Clogs doesn't really have any avid musical paradigms, we don't have music Gods, we are quite fickle, and mostly are seeking the beauty in a musical idea.
(Padma Newsome)
So Percussion on Listening to Steve Reich’s 'Drumming'.
By which I mean not how you should listen, but how you could.
I hope that soon it will not be a novelty to play music that is mostly for percussion instruments. We’re getting to a point where we evaluate content.
The first note of "Drumming" seems like a blatant gesture, but it is the first ambiguity.
Phasing is a machine-age method, but its results are ancient: canon.
All of "Drumming" is melodic and harmonic.
After the first phase has occurred, there are now millions of motivic possibilities. Reich allows them to loop so you have time to hear some of them.
The drummers, singers, whistler, and piccolo player suggest a few musical phrases that exist within that texture. You may also hear some that they do not play.
Any division of 12 can be heard as the correct pulse.
Any part of the rhythm is a valid downbeat. Once phases have occurred, any part of any player’s rhythm is also a valid downbeat.
There are no downbeats.
Large-scale organization is by timbre and register, not by inherited forms.
In "Drumming", the human voice should emulate the percussion instruments as closely as possible.
(Adam Sliwinski)
Jóhann Jóhannsson on Reich
I first heard Steve Reich in my late teens listening to a library copy of Music for 18 Musicians. A bit later I was introduced to his early work, the tape pieces and the phase pieces. I was fascinated by his use of found recordings and the idea of music as process.

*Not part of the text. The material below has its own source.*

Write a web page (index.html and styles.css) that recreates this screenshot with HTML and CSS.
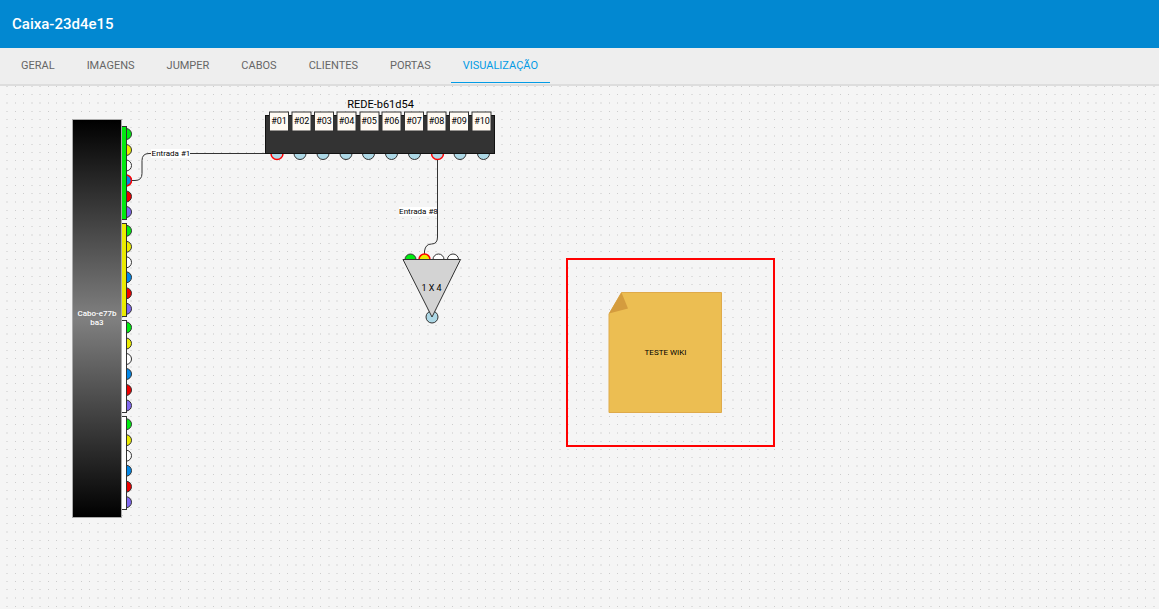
FILE: index.html
```html
<!DOCTYPE html>
<html lang="pt-BR">
<head>
<meta charset="utf-8">
<title>Caixa-23d4e15</title>
<link rel="stylesheet" href="styles.css">
</head>
<body>
<header class="topbar"><h1 class="title">Caixa-23d4e15</h1></header>
<nav class="tabs">
  <a class="tab" href="#geral">GERAL</a>
  <a class="tab" href="#imagens">IMAGENS</a>
  <a class="tab" href="#jumper">JUMPER</a>
  <a class="tab" href="#cabos">CABOS</a>
  <a class="tab" href="#clientes">CLIENTES</a>
  <a class="tab" href="#portas">PORTAS</a>
  <a class="tab active" href="#visualizacao" aria-current="page">VISUALIZAÇÃO</a>
</nav>
<main class="canvas">
<svg class="diagram" aria-label="Diagrama">
  <defs>
    <pattern id="dots" width="33" height="33" patternUnits="userSpaceOnUse">
      <path class="dot-strong" d="M15 0h1v1h-1zM15 8h1v1h-1zM15 25h1v1h-1zM23 0h1v1h-1zM23 8h1v1h-1zM23 25h1v1h-1z"/>
      <path class="dot-soft" d="M6 0h2v1h-2zM6 8h2v1h-2zM6 25h2v1h-2zM31 0h2v1h-2zM31 8h2v1h-2zM31 25h2v1h-2zM15 16h1v2h-1zM23 16h1v2h-1z"/>
      <path class="dot-faint" d="M6 16h2v2h-2zM31 16h2v2h-2z"/>
    </pattern>
    <linearGradient id="cable" x1="0" y1="0" x2="0" y2="1">
      <stop offset="0" stop-color="#000"/>
      <stop offset="0.5" stop-color="#808080"/>
      <stop offset="1" stop-color="#000"/>
    </linearGradient>
    <g id="fibers">
      <circle class="green" cx="126" cy="48" r="5.5"/>
      <circle class="yellow" cx="126" cy="64" r="5.5"/>
      <circle class="white" cx="126" cy="79.5" r="5.5"/>
      <circle class="blue" cx="126" cy="94.5" r="5.5"/>
      <circle class="red" cx="126" cy="110.5" r="5.5"/>
      <circle class="purple" cx="126" cy="126" r="5.5"/>
    </g>
  </defs>
  <rect width="100%" height="100%" fill="url(#dots)"/>

  <g class="part">
    <use href="#fibers"/>
    <use href="#fibers" y="96.8"/>
    <use href="#fibers" y="193.5"/>
    <use href="#fibers" y="290.2"/>
    <circle class="blue used" cx="126" cy="94.5" r="5.5"/>
    <rect class="green" x="121.5" y="40.5" width="5" height="93"/>
    <rect class="yellow" x="121.5" y="137.5" width="5" height="93"/>
    <rect class="white" x="121.5" y="234.5" width="5" height="92"/>
    <rect class="white" x="121.5" y="330.5" width="5" height="93"/>
    <rect class="cable" x="72.5" y="33.5" width="49" height="398" fill="url(#cable)"/>
  </g>
  <text class="small light" x="97" y="230">Cabo-e77b</text>
  <text class="small light" x="97" y="239">ba3</text>

  <path class="link" d="M132 94.5h3q7 0 7-7v-13q0-7 7-7h117"/>
  <rect class="label" x="151" y="63" width="39" height="9"/>
  <text class="small" x="171" y="70">Entrada #1</text>

  <g class="part">
    <g class="port">
      <circle class="used" cx="277" cy="67.5" r="6"/><circle cx="300" cy="67.5" r="6"/>
      <circle cx="323" cy="67.5" r="6"/><circle cx="346" cy="67.5" r="6"/>
      <circle cx="368.5" cy="67.5" r="6"/><circle cx="391.5" cy="67.5" r="6"/>
      <circle cx="414.5" cy="67.5" r="6"/><circle class="used" cx="437.5" cy="67.5" r="6"/>
      <circle cx="460" cy="67.5" r="6"/><circle cx="483.5" cy="67.5" r="6"/>
    </g>
    <rect class="dark" x="265.5" y="29.5" width="229" height="38"/>
    <g class="tag">
      <rect x="269.5" y="26" width="19" height="19"/><rect x="292" y="26" width="19" height="19"/>
      <rect x="314.5" y="26" width="19" height="19"/><rect x="337" y="26" width="19" height="19"/>
      <rect x="360" y="26" width="19" height="19"/><rect x="382" y="26" width="19" height="19"/>
      <rect x="404.5" y="26" width="19" height="19"/><rect x="427" y="26" width="19" height="19"/>
      <rect x="449.5" y="26" width="19" height="19"/><rect x="472" y="26" width="19" height="19"/>
    </g>
  </g>
  <g class="number">
    <text x="279" y="38">#01</text><text x="301.5" y="38">#02</text><text x="324" y="38">#03</text>
    <text x="346.5" y="38">#04</text><text x="369" y="38">#05</text><text x="391.5" y="38">#06</text>
    <text x="414" y="38">#07</text><text x="436.5" y="38">#08</text><text x="459" y="38">#09</text>
    <text x="482" y="38">#10</text>
  </g>
  <text class="name" x="380.5" y="22">REDE-b61d54</text>

  <rect class="label" x="399" y="121" width="38" height="9"/>
  <path class="link" d="M437.5 74v77q0 7-6 7t-7 7v3"/>
  <text class="small" x="418.5" y="128">Entrada #8</text>

  <g class="part">
    <circle class="green" cx="410.5" cy="173.5" r="5.5"/>
    <circle class="white" cx="438.5" cy="173.5" r="5.5"/>
    <circle class="white" cx="453" cy="173.5" r="5.5"/>
    <circle class="yellow used" cx="424.5" cy="173.5" r="5.5"/>
    <circle class="water" cx="432" cy="231" r="6"/>
    <path class="splitter" d="M403 173.5h57.5L432 231z"/>
  </g>
  <text class="number" x="431.5" y="205">1 X 4</text>

  <path class="note" d="M621.5 206.5h100v120H609v-98.5z"/>
  <path class="fold" d="M621.5 206.5l6.5 16-19 5z"/>
  <text class="small" x="665.5" y="269">TESTE WIKI</text>
  <rect class="highlight" x="567" y="173" width="207" height="187"/>
</svg>
</main>
</body>
</html>
```
FILE: styles.css
```css
* { box-sizing: border-box; }
body {
  margin: 0;
  min-height: 100vh;
  display: flex;
  flex-direction: column;
  background: #f5f5f5;
  font-family: Roboto, sans-serif;
}
.topbar {
  display: flex;
  align-items: center;
  height: 48px;
  padding: 0 12px;
  background: #0288d1;
  color: #fff;
}
.title { margin: 0; font-size: 15px; font-weight: 500; }
.tabs {
  display: flex;
  gap: 8px;
  height: 38px;
  padding: 0 9px;
  background: #eee;
  border-bottom: 2px solid #ddd;
}
.tab {
  height: 35px;
  padding: 0 12px;
  border-bottom: 1px solid transparent;
  color: #666;
  font-size: 11px;
  line-height: 36px;
  text-decoration: none;
}
.tab.active { color: #039be5; border-color: #039be5; }
.canvas { flex: 1; display: flex; }
.diagram { flex: 1; min-height: 440px; display: block; }
.dot-strong { fill: #ccc; }
.dot-soft { fill: #dedede; }
.dot-faint { fill: #e6e6e6; }
.part { stroke: #333; stroke-width: 1; }
.part .cable { stroke: #aaa; }
.green { fill: #00ec10; }
.yellow { fill: #ecec00; }
.white { fill: #fff; }
.blue { fill: #0288e8; }
.red { fill: #f00000; }
.purple { fill: #8068f0; }
.water, .port { fill: #add8e6; }
.dark { fill: #333; stroke: #111; }
.tag { fill: #fffaf3; }
.splitter { fill: #d3d3d3; }
.used { stroke: #f00; stroke-width: 1.5; }
.link { fill: none; stroke: #333; }
.label { fill: #fff; }
.note { fill: #ecbe52; stroke: #dfaa4a; }
.fold { fill: #d49c3e; }
.highlight { fill: none; stroke: #f00; stroke-width: 2; }
text { text-anchor: middle; fill: #000; }
.small { font-size: 8px; }
.light { fill: #fff; font-weight: 500; }
.number { font-size: 9px; }
.name { font-size: 11px; }
```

Works like "Come out" and "Different Trains" were influential on my piece IBM 1401, a User's Manual, for example, both conceptually and in their use of found sound. "Four Organs" partly inspired me to form my own organ quartet, Apparat Organ Quartet, whose original aim - before we started writing our own music - was to play those early minimalist electric organ pieces by Reich, Glass, Terry Reilly etc.